In this context, Group Quality Management has further developed its strategy in consultation with the Group brands. This comprises the following four goals:

  • We will excite our customers with outstanding quality by understanding the features of the quality that resonates with them and implementing these in our products.
  • We will contribute to competitive products with optimal quality costs by ensuring robust processes, thereby reducing the expense involved in testing each vehicle.
  • In critical business processes, we will reinforce the principle of multiple-party verification and monitor achievement of milestones even more closely.
  • We will become an excellent employer by promoting every single employee’s personal development even more intensively.

To achieve our goals, we have been working on a total of 15 quality initiatives since mid-2016. All are focused on the topics that will be decisive to the future success of the quality organizations at the Volkswagen Group.

Contributing to the Group’s strategic indicators

We use a strategic indicator to measure the contribution of Quality Management at the major passenger car-producing brands.

  • Tow-in 12 MIS. This figure shows the number of vehicles that need to be towed to a dealer per 1,000 vehicles after 12 months in service. It includes all Group vehicles categorized as tow-in by dealers in the German market. In the 2016 production year, the Volkswagen Group’s tow-in statistics in the German market improved slightly compared with 2014 and 2015. Of the six brands featured, Volkswagen Passenger Cars, Audi and ŠKODA saw their performance improve, while the SEAT, Porsche and Volkswagen Commercial Vehicles brands recorded a slight downward trend.

We also use a strategic indicator to measure our success for trucks and buses:

  • Claims per vehicle 12 MIS Truck. This figure incorporates the number of claims related to liability for material defects per 1,000 vehicles after 12 months in service. MAN and Scania each collect this data for their products from across the globe. Through systematic quality management, both brands continued to exhibit a downward trend in the reporting period.

Legal and regulatory compliance

The diesel issue showed that we must check the compliance of our products more intensively. We have therefore reinforced application of the principle of multiple-party verification – which involves mutual support and control between the divisions – and introduced important additional processes, including in software security. At the Volkswagen Passenger Cars brand, for example, the development of software will be accompanied by quality milestones from 2017: The principle of multiple-party verification safeguards the systems and components or parts that directly influence a vehicle’s safety, type approval and functioning and therefore require increased vigilance. At the series production stage, we are working even harder to carry out conformity checks on our products with the participation of all business units involved and to perform assessments on this basis. This applies particularly to emissions and fuel consumption.
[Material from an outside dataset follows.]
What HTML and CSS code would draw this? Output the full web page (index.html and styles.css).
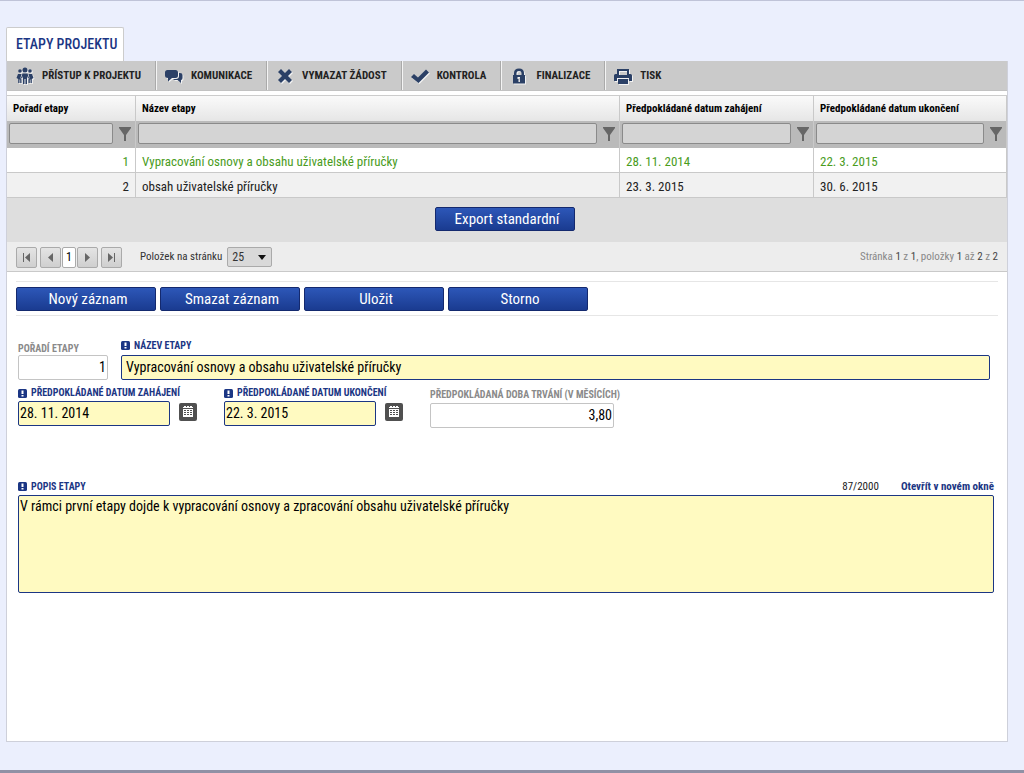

We are also placing greater emphasis on our quality management system than before, reinforcing the process-driven approach Group-wide across all business areas. Quality management in the Volkswagen Group is based on the ISO 9001 standard: the requirements of this standard must be met to obtain the type approval for producing and selling our vehicles. We conducted numerous system audits in the reporting period to verify that our locations and brands comply with the requirements of the standard, which was revised in 2015. The major focus was on the risk assessment for non-compliance with agreed processes. To ensure that these and other new requirements as well as official regulations are implemented and complied with, Group Quality Management is available to support the quality management consultants.

With these and other measures, Group Quality Management is helping to ensure that we not only meet all legal requirements imposed on us as a manufacturer, but that our products do as well.

Observing regional requirements

Our customers in the different regions of the world have very diverse needs as far as new vehicle models are concerned. Another important task of Group Quality Management is to identify and prioritize these regional factors so that they can be reflected in the development of new products and the production of established vehicle models – together with other important criteria such as the quality of locally available fuel, road conditions, traffic density, country-specific usage patterns and, last but not least, local legislation. We mainly use market studies and customer surveys to determine region-specific customer requirements.

The perceived quality of our vehicles must be at a level commensurate with that of our competitors. We therefore redesigned the vehicle audit during the reporting period and tailored it more closely to regional customer needs. Every brand works together with the individual regions to decide the responsibility of the brands and enables us to invest less in features that do not resonate with customers. To make the results comparable, consistent quality benchmarks apply across all markets and regions. For more than 40 years now, auditors have therefore been deployed around the world to ensure compliance with these benchmarks by carrying out an assessment from the customer’s perspective of the vehicles that are ready for delivery. We continually revise the quality benchmarks on which such audits are based to adapt them to the changing requirements.